The computers have cut the time for drivers license checks and eliminated the need for in-station roll call and face-to-face meetings, Bratburd said. Officers now use e-mail on the car-mounted laptops to communicate with one another while remaining on patrol.
They also let officers run their own warrant checks with the FBI’s National Crime Information Center and the Prince George’s County police and sheriff’s departments, instead of calling back to the station. Bratburd said that cut search time from 10 or 15 minutes down to three to five seconds.
Bratburd challenged the notion that the grants are “free money,” noting that they require a time audit, which the Justice Department can check at any time. He said his department has not finished tracking the time savings to determine if the real result was 18.1 more officers on the street.
The Justice Department’s inspector general has questioned the math that some departments used to calculate the number of officers they gained as a result of an equipment grant. It said in a 1999 report that some departments could not demonstrate that they had redeployed officers, or they had no system in place for tracking officers added.

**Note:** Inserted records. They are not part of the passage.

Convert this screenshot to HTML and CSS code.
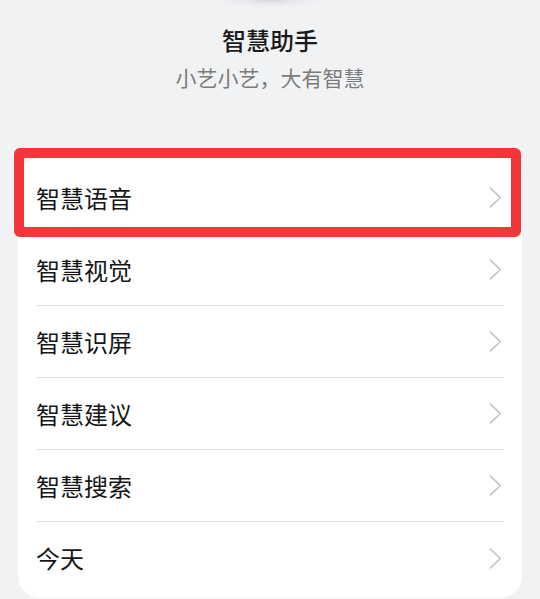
FILE: index.html
```html
<!DOCTYPE html>
<html lang="zh-CN">
<head>
<meta charset="utf-8">
<title>智慧助手</title>
<link rel="stylesheet" href="styles.css">
</head>
<body>
<div class="page">
  <header class="header">
    <div class="logo-shadow"></div>
    <h1 class="title">智慧助手</h1>
    <p class="subtitle">小艺小艺，大有智慧</p>
  </header>
  <ul class="card">
    <li class="row row-highlight">
      <span class="row-label">智慧语音</span>
      <svg class="chevron" viewBox="0 0 13 21"><path d="M1.5 1.2 L11.3 10.5 L1.5 19.8"/></svg>
      <span class="highlight-box"></span>
    </li>
    <li class="row">
      <span class="row-label">智慧视觉</span>
      <svg class="chevron" viewBox="0 0 13 21"><path d="M1.5 1.2 L11.3 10.5 L1.5 19.8"/></svg>
    </li>
    <li class="row">
      <span class="row-label">智慧识屏</span>
      <svg class="chevron" viewBox="0 0 13 21"><path d="M1.5 1.2 L11.3 10.5 L1.5 19.8"/></svg>
    </li>
    <li class="row">
      <span class="row-label">智慧建议</span>
      <svg class="chevron" viewBox="0 0 13 21"><path d="M1.5 1.2 L11.3 10.5 L1.5 19.8"/></svg>
    </li>
    <li class="row">
      <span class="row-label">智慧搜索</span>
      <svg class="chevron" viewBox="0 0 13 21"><path d="M1.5 1.2 L11.3 10.5 L1.5 19.8"/></svg>
    </li>
    <li class="row">
      <span class="row-label">今天</span>
      <svg class="chevron" viewBox="0 0 13 21"><path d="M1.5 1.2 L11.3 10.5 L1.5 19.8"/></svg>
    </li>
  </ul>
</div>
</body>
</html>
```

FILE: styles.css
```css
html, body {
  margin: 0;
  padding: 0;
  background: #f1f2f4;
}

body {
  font-family: "Noto Sans CJK SC", "Noto Sans", sans-serif;
  color: #1b1b1b;
  height: 599px;
  overflow: hidden;
}

.page {
  display: flex;
  flex-direction: column;
}

.header {
  display: flex;
  flex-direction: column;
  align-items: center;
}

.logo-shadow {
  width: 110px;
  height: 8px;
  margin-bottom: 16px;
  background: radial-gradient(ellipse 50% 100% at 50% 0%, rgba(200, 202, 206, 0.75) 0%, rgba(220, 222, 226, 0.45) 45%, rgba(241, 242, 244, 0) 100%);
}

.title {
  margin: 0;
  font-size: 24px;
  line-height: 32px;
  font-weight: 500;
  color: #1a1a1a;
}

.subtitle {
  margin: 7px 0 0;
  font-size: 21px;
  line-height: 28px;
  font-weight: 400;
  color: #7b7b7b;
}

.card {
  list-style: none;
  margin: 67px 18px 0;
  padding: 4px 18px;
  background: #ffffff;
  border-radius: 22px;
}

.row {
  position: relative;
  display: flex;
  align-items: center;
  justify-content: space-between;
  height: 72px;
  border-bottom: 1px solid #e2e2e4;
  box-sizing: border-box;
}

.row:last-child {
  border-bottom: none;
}

.row-highlight {
  border-bottom-color: transparent;
}

.row-label {
  font-size: 24px;
  line-height: 32px;
  font-weight: 400;
  color: #161616;
}

.chevron {
  width: 13px;
  height: 21px;
  margin-right: 2px;
  fill: none;
  stroke: #c4c4c6;
  stroke-width: 1.7;
  stroke-linecap: round;
  stroke-linejoin: round;
}

.highlight-box {
  position: absolute;
  left: -22px;
  right: -17px;
  top: -14px;
  bottom: -4px;
  border: 10px solid #f2363a;
  border-radius: 6px;
  pointer-events: none;
}
```
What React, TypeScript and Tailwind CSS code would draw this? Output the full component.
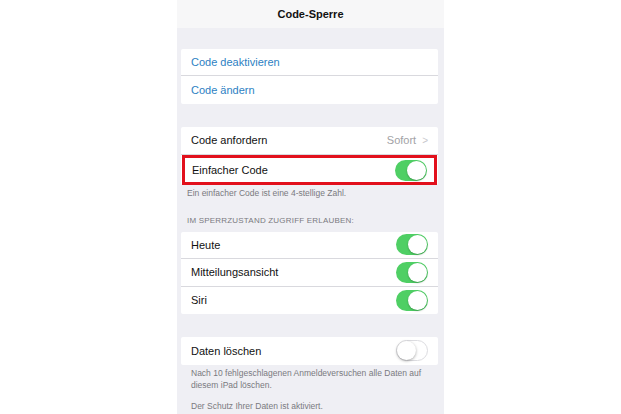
import { ReactNode } from 'react'

// iOS-style "Code-Sperre" settings page

function Toggle({ on }: { on: boolean }) {
  return on ? (
    <div className="w-[32px] h-[21px] rounded-full bg-[#4fcf64] flex items-center justify-end pr-[1px]">
      <div className="w-[19px] h-[19px] rounded-full bg-white shadow-[0_1px_2px_rgba(0,0,0,0.25)]" />
    </div>
  ) : (
    <div className="w-[32px] h-[21px] rounded-full bg-white border border-[#dcdce0] flex items-center">
      <div className="w-[19px] h-[19px] rounded-full bg-white shadow-[0_1px_3px_rgba(0,0,0,0.35)]" />
    </div>
  )
}

function Row({
  children,
  right,
  last,
  h = 'h-[28px]',
}: {
  children: ReactNode
  right?: ReactNode
  last?: boolean
  h?: string
}) {
  return (
    <div className={`${h} flex items-center justify-between pl-[10px] pr-[10px] ${last ? '' : 'border-b border-[#d9d9de]'}`}>
      {children}
      {right}
    </div>
  )
}

export default function App() {
  return (
    <div
      className="w-full h-[414px] bg-white flex justify-center overflow-hidden"
      style={{ fontFamily: '"Liberation Sans", Arial, sans-serif' }}
    >
      <div className="w-[267px] bg-[#efeff4]">
        {/* Header */}
        <div className="h-[28px] bg-[#f7f7f8] flex items-center justify-center">
          <span className="text-[11px] font-bold text-[#111]">Code-Sperre</span>
        </div>

        {/* Card 1 */}
        <div className="mt-[21px] ml-[4px] mr-[6px] bg-white rounded-[2px]">
          <Row h="h-[27px]">
            <span className="text-[11px] text-[#2d7fc3]">Code deaktivieren</span>
          </Row>
          <Row last>
            <span className="text-[11px] text-[#2d7fc3]">Code ändern</span>
          </Row>
        </div>

        {/* Card 2 */}
        <div className="mt-[23px] ml-[4px] mr-[6px] bg-white rounded-[2px]">
          <Row
            right={
              <span className="flex items-center gap-[6px] text-[11px] text-[#a2a2a6]">
                Sofort
                <span className="text-[#c7c7cc] text-[10px]">&gt;</span>
              </span>
            }
          >
            <span className="text-[11px] text-[#111]">Code anfordern</span>
          </Row>
          <div className="h-[30px] border-[3px] border-[#e2101c] ml-[1px] mr-[1px] flex items-center justify-between pl-[7px] pr-[7px]">
            <span className="text-[11px] text-[#111]">Einfacher Code</span>
            <Toggle on />
          </div>
        </div>
        <div className="pl-[10px] pt-[2px] text-[8.5px] text-[#7a7a7f]">
          Ein einfacher Code ist eine 4-stellige Zahl.
        </div>

        {/* Section header */}
        <div className="pl-[10px] mt-[15px] text-[8px] text-[#7a7a7f] uppercase tracking-[0.2px]">
          Im Sperrzustand Zugriff erlauben:
        </div>

        {/* Card 3 */}
        <div className="mt-[5px] ml-[4px] mr-[6px] bg-white rounded-[2px]">
          <Row right={<Toggle on />} h="h-[27px]">
            <span className="text-[11px] text-[#111]">Heute</span>
          </Row>
          <Row right={<Toggle on />}>
            <span className="text-[11px] text-[#111]">Mitteilungsansicht</span>
          </Row>
          <Row right={<Toggle on />} last h="h-[27px]">
            <span className="text-[11px] text-[#111]">Siri</span>
          </Row>
        </div>

        {/* Card 4 */}
        <div className="mt-[23px] ml-[4px] mr-[6px] bg-white rounded-[2px]">
          <Row right={<Toggle on={false} />} last>
            <span className="text-[11px] text-[#111]">Daten löschen</span>
          </Row>
        </div>
        <div className="pl-[14px] pr-[14px] pt-[2px] text-[8.5px] leading-[12px] text-[#7a7a7f]">
          Nach 10 fehlgeschlagenen Anmeldeversuchen alle Daten auf diesem iPad löschen.
        </div>
        <div className="pl-[14px] mt-[9px] text-[8.5px] text-[#7a7a7f]">
          Der Schutz Ihrer Daten ist aktiviert.
        </div>
      </div>
    </div>
  )
}
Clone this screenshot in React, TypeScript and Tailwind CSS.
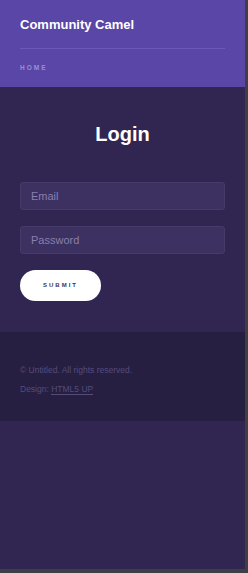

But COPS spokesman Gilbert Moore noted that the inspector general’s report focused on the departments of most concern to the COPS office, and that those departments were just a fraction of the total number of grant recipients. Moore said that overall, the formulas used by recipients have been “pretty valid.”
Ocean City Mayor Jim Mathias said the technology the city has deployed has “expedited service to our citizens.” The equipment is “getting the officers out there and keeping them out” on the street, he said.